By June 17, the President was hyping the catastrophic consequences of failing to enact more onerous government controls on the U.S. economy: “millions of people have had their lives profoundly disrupted by developments in the financial system, most severely in our recent crisis. These aren't just numbers on a ledger. This is a child's chance to get an education. This is a family's ability to pay their bills or stay in their homes. This is the right of our seniors to retire with dignity and security and respect. These are American dreams, and we should not accept a system that consistently puts them in danger.”

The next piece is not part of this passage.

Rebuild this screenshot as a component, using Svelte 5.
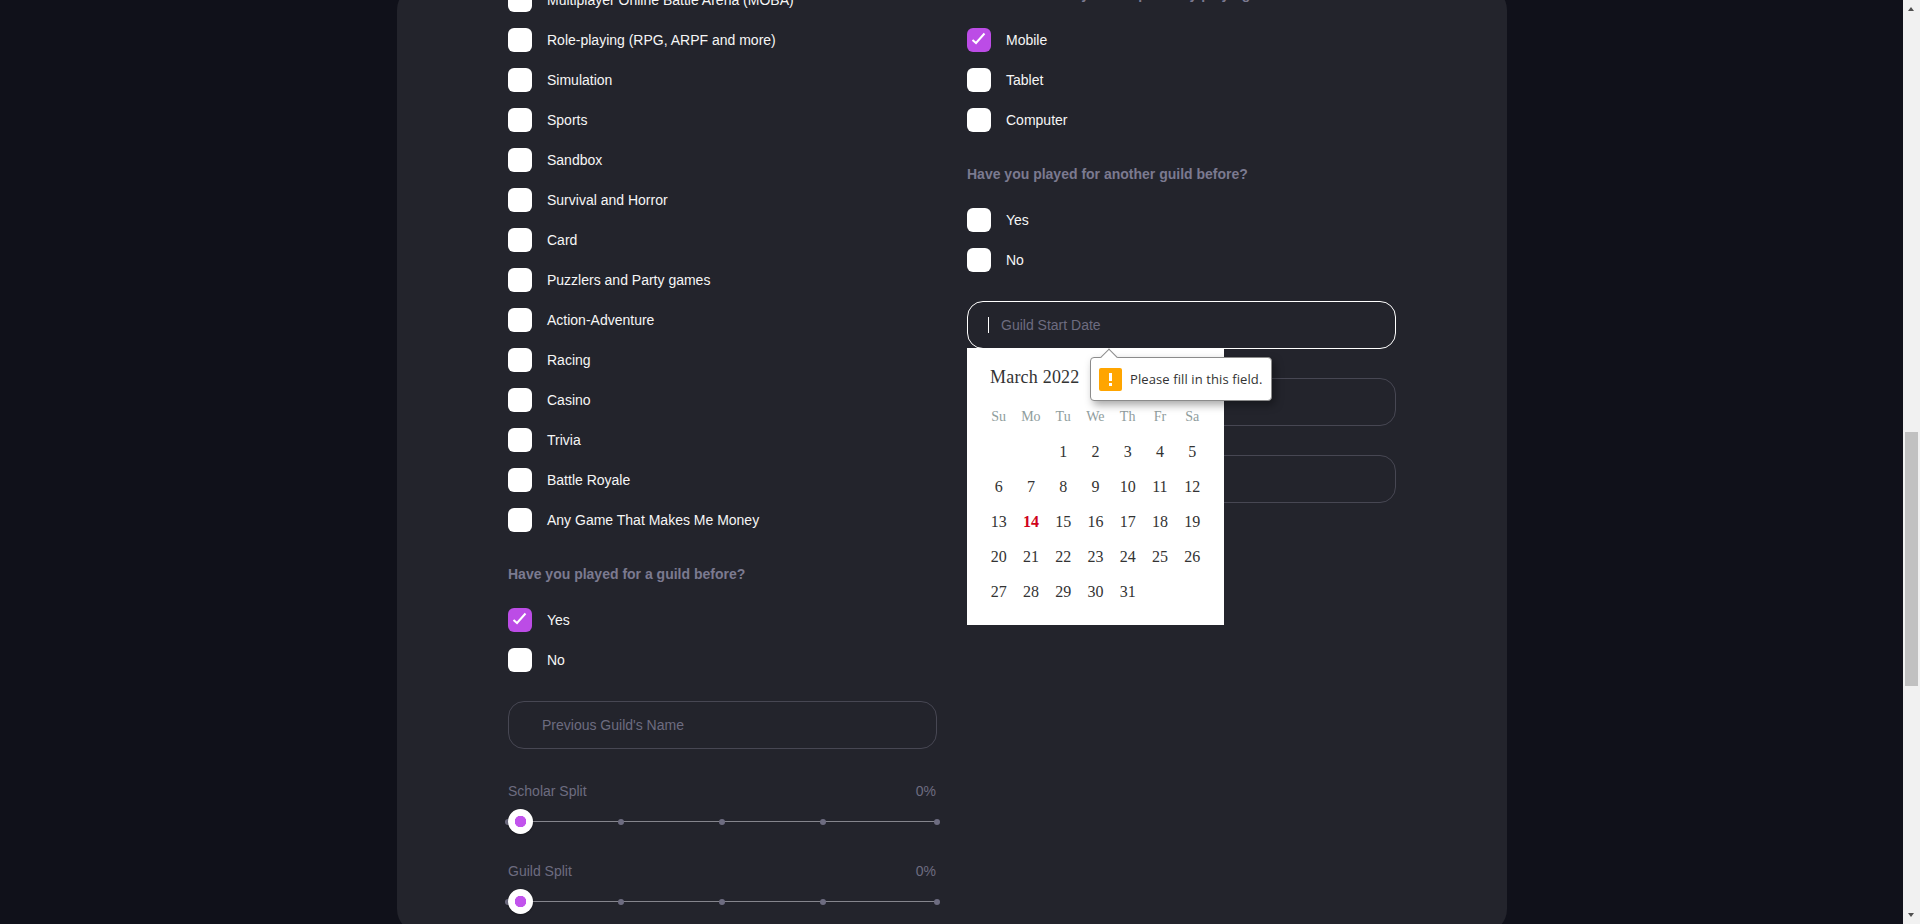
<script lang="ts">
  const genres = [
    "Multiplayer Online Battle Arena (MOBA)",
    "Role-playing (RPG, ARPF and more)",
    "Simulation",
    "Sports",
    "Sandbox",
    "Survival and Horror",
    "Card",
    "Puzzlers and Party games",
    "Action-Adventure",
    "Racing",
    "Casino",
    "Trivia",
    "Battle Royale",
    "Any Game That Makes Me Money",
  ];

  const sliders = ["Scholar Split", "Guild Split"];
  // the marks are not evenly spaced in the original widget
  const marks = [0, 112.5, 213.5, 315, 429];

  const weekdays = ["Su", "Mo", "Tu", "We", "Th", "Fr", "Sa"];
  const blanks = [0, 1];
  const days = Array.from({ length: 31 }, (_, i) => i + 1);
  const today = 14;
</script>

{#snippet option(label, checked = false)}
  <label class="option">
    <span class="box" class:checked>
      {#if checked}
        <svg width="24" height="24" viewBox="0 0 24 24">
          <path d="M5.5 12 L9 15 L17.5 5.5" fill="none" stroke="#fff" stroke-width="2" />
        </svg>
      {/if}
    </span>
    {label}
  </label>
{/snippet}

<div class="page">
  <div class="viewport">
    <div class="card">
      <section class="column left">
        <div class="options">
          {#each genres as genre}
            {@render option(genre)}
          {/each}
        </div>

        <h3>Have you played for a guild before?</h3>
        <div class="options">
          {@render option("Yes", true)}
          {@render option("No")}
        </div>

        <input class="field previous" placeholder="Previous Guild's Name" />

        {#each sliders as name}
          <div class="slider-head">
            <span>{name}</span>
            <span>0%</span>
          </div>
          <div class="slider">
            <div class="track"></div>
            {#each marks as mark}
              <span class="mark" style="left: {mark}px"></span>
            {/each}
            <span class="thumb"></span>
          </div>
        {/each}
      </section>

      <section class="column">
        <h3 class="first">Which device do you use primarily playing</h3>
        <div class="options">
          {@render option("Mobile", true)}
          {@render option("Tablet")}
          {@render option("Computer")}
        </div>

        <h3>Have you played for another guild before?</h3>
        <div class="options">
          {@render option("Yes")}
          {@render option("No")}
        </div>

        <div class="fields">
          <div class="date-field">
            <input class="field focused" placeholder="Guild Start Date" />
            <span class="caret"></span>

            <div class="calendar">
              <div class="month">March 2022</div>
              <div class="grid">
                {#each weekdays as day}
                  <span class="weekday">{day}</span>
                {/each}
                {#each blanks as blank}
                  <span></span>
                {/each}
                {#each days as day}
                  <span class="day" class:today={day === today}>{day}</span>
                {/each}
              </div>
            </div>

            <div class="tooltip">
              <span class="warn">
                <svg width="23" height="23" viewBox="0 0 23 23">
                  <rect x="10" y="5" width="3" height="8" fill="#fff" />
                  <rect x="10" y="15" width="3" height="3" fill="#fff" />
                </svg>
              </span>
              <span class="tip-text">Please fill in this field.</span>
            </div>
          </div>
          <input class="field" />
          <input class="field" />
        </div>
      </section>
    </div>
  </div>

  <div class="scrollbar">
    <span class="arrow up"></span>
    <span class="thumb-bar"></span>
    <span class="arrow down"></span>
  </div>
</div>

<style>
  :global(body) {
    background: #10111a;
  }

  .page {
    display: flex;
    height: 924px;
    overflow: hidden;
    background: #10111a;
    font-family: "Liberation Sans", Arial, sans-serif;
    font-size: 14px;
    line-height: 16px;
  }

  .viewport {
    flex: 1;
    min-width: 0;
  }

  .card {
    display: grid;
    grid-template-columns: 429px 429px;
    gap: 30px;
    align-items: start;
    width: 1110px;
    box-sizing: border-box;
    margin: -14px 0 0 397px;
    padding: 0 111px 18px;
    background: #23242c;
    border-radius: 24px;
  }

  .column {
    display: flex;
    flex-direction: column;
  }

  .left {
    padding-top: 2px;
  }

  h3 {
    margin: 34px 0 26px;
    font-size: 14px;
    line-height: 16px;
    font-weight: 700;
    color: #7b7a90;
  }

  h3.first {
    margin-top: 0;
  }

  .options {
    display: flex;
    flex-direction: column;
    gap: 16px;
  }

  .option {
    display: flex;
    align-items: center;
    gap: 15px;
    height: 24px;
    color: #f6f6f6;
  }

  .box {
    flex: none;
    width: 24px;
    height: 24px;
    border-radius: 6px;
    background: #fff;
  }

  .box.checked {
    background: #bc4ce6;
  }

  .box svg {
    display: block;
  }

  .fields {
    display: flex;
    flex-direction: column;
    gap: 29px;
    margin-top: 29px;
  }

  .field {
    display: block;
    width: 100%;
    height: 48px;
    box-sizing: border-box;
    padding: 0 0 0 33px;
    background: transparent;
    border: 1px solid #474753;
    border-radius: 16px;
    outline: none;
    font: inherit;
    color: #fff;
  }

  .field::placeholder {
    color: #6d6c80;
    opacity: 1;
  }

  .field.focused {
    border-color: #fff;
  }

  .previous {
    margin-top: 29px;
  }

  .date-field {
    position: relative;
  }

  .caret {
    position: absolute;
    left: 21px;
    top: 16px;
    width: 1px;
    height: 16px;
    background: #fff;
  }

  .calendar {
    position: absolute;
    left: 0;
    top: 47px;
    width: 257px;
    height: 277px;
    box-sizing: border-box;
    padding: 19px 15px 0 15.5px;
    background: #fff;
    font-family: "Liberation Serif", "Times New Roman", serif;
  }

  .month {
    padding-left: 7.5px;
    font-size: 18px;
    line-height: 20px;
    letter-spacing: 0.2px;
    color: #333;
  }

  .grid {
    display: grid;
    grid-template-columns: repeat(7, 32.25px);
    grid-auto-rows: 35px;
    margin-top: 12px;
    text-align: center;
    font-size: 16px;
    line-height: 35px;
  }

  .weekday {
    font-size: 14px;
    color: #8f9d9d;
  }

  .day {
    color: #333;
  }

  .day.today {
    color: #d0021b;
    font-weight: 700;
  }

  .tooltip {
    position: absolute;
    left: 123px;
    top: 56px;
    display: flex;
    align-items: center;
    gap: 8px;
    width: 182px;
    height: 44px;
    box-sizing: border-box;
    padding-left: 8px;
    background: #fff;
    border: 1px solid #8b8b8b;
    border-radius: 4px;
    box-shadow: 3px 4px 8px rgba(0, 0, 0, 0.35);
    font-family: "Open Sans", sans-serif;
    font-size: 13px;
    letter-spacing: 0.1px;
    color: #333;
  }

  .tooltip::before {
    content: "";
    position: absolute;
    left: 12px;
    top: -7px;
    width: 11px;
    height: 11px;
    background: #fff;
    border: 1px solid #8b8b8b;
    border-right: none;
    border-bottom: none;
    transform: rotate(45deg);
  }

  .warn {
    flex: none;
    width: 23px;
    height: 23px;
    border-radius: 2px;
    background: #ffa500;
  }

  .warn svg {
    display: block;
  }

  .tip-text {
    white-space: nowrap;
  }

  .slider-head {
    display: flex;
    justify-content: space-between;
    margin-top: 28px;
    padding-right: 1px;
    color: #6d6c80;
  }

  .previous + .slider-head {
    margin-top: 34px;
  }

  .slider {
    position: relative;
    height: 26px;
    margin-top: 10px;
  }

  .track {
    position: absolute;
    left: 0;
    right: 0;
    top: 12px;
    height: 1px;
    background: #85858d;
  }

  .mark {
    position: absolute;
    top: 10px;
    width: 6px;
    height: 6px;
    margin-left: -3px;
    border-radius: 50%;
    background: #6d6c80;
  }

  .thumb {
    position: absolute;
    left: -0.5px;
    top: 0;
    width: 25px;
    height: 25px;
    border-radius: 50%;
    background: radial-gradient(circle, #c154ec 5.5px, #fff 6px);
    box-shadow: 0 1px 2px rgba(0, 0, 0, 0.3);
  }

  .scrollbar {
    position: relative;
    flex: none;
    width: 17px;
    background: #f1f1f1;
  }

  .thumb-bar {
    position: absolute;
    left: 2px;
    top: 432px;
    width: 13px;
    height: 254px;
    background: #c1c1c1;
  }

  .arrow {
    position: absolute;
    left: 5px;
    width: 0;
    height: 0;
    border-left: 3.5px solid transparent;
    border-right: 3.5px solid transparent;
  }

  .arrow.up {
    top: 7px;
    border-bottom: 4px solid #505050;
  }

  .arrow.down {
    bottom: 7px;
    border-top: 4px solid #505050;
  }
</style>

The presidential fright-mongering continues unabated. On September 9, he boldly promised a Joint Session of Congress, “I will not sign a plan that adds one dime to our deficits.” He then threatened, “if we do nothing…our deficit will grow. More families will go bankrupt. More businesses will close. More Americans will lose their coverage when they are sick and need it the most. And more will die as a result.”

Along the same lines, I've been thinking about how the vague and lofty Obama campaign promise to unite everybody in the country and be "post-partisan" will be served by passing his small "s" single-payer health care system. After all, pro-lifers like me will get to finance abortions across the not-so-fruited plain and the radical envirofreaks will get to finance healthcare for my family of seven while we devour resources like bulemic locusts. Everyone will have so much to be happy about, and we'll all give the Big Guy an A minus during his next appearance on an Oprah-clone show.

Monday, December 21, 2009

Lux Lex

Something bright on the longest night
I met this little guy--
Alexander Maria Fry
Yeah, another guy--
Number five.

That's a short bit of poultry for you. Not quite Shelley, but he was a vegetarian. Anyway, he was born this morning at 5:40am and weighed in at 7 pounds 10 ounces. Nineteen inches. Mom and baby are doing fine, sleeping, sleeping. The other four are over at our friends spreading their germs around. I'm strung out on adrenaline.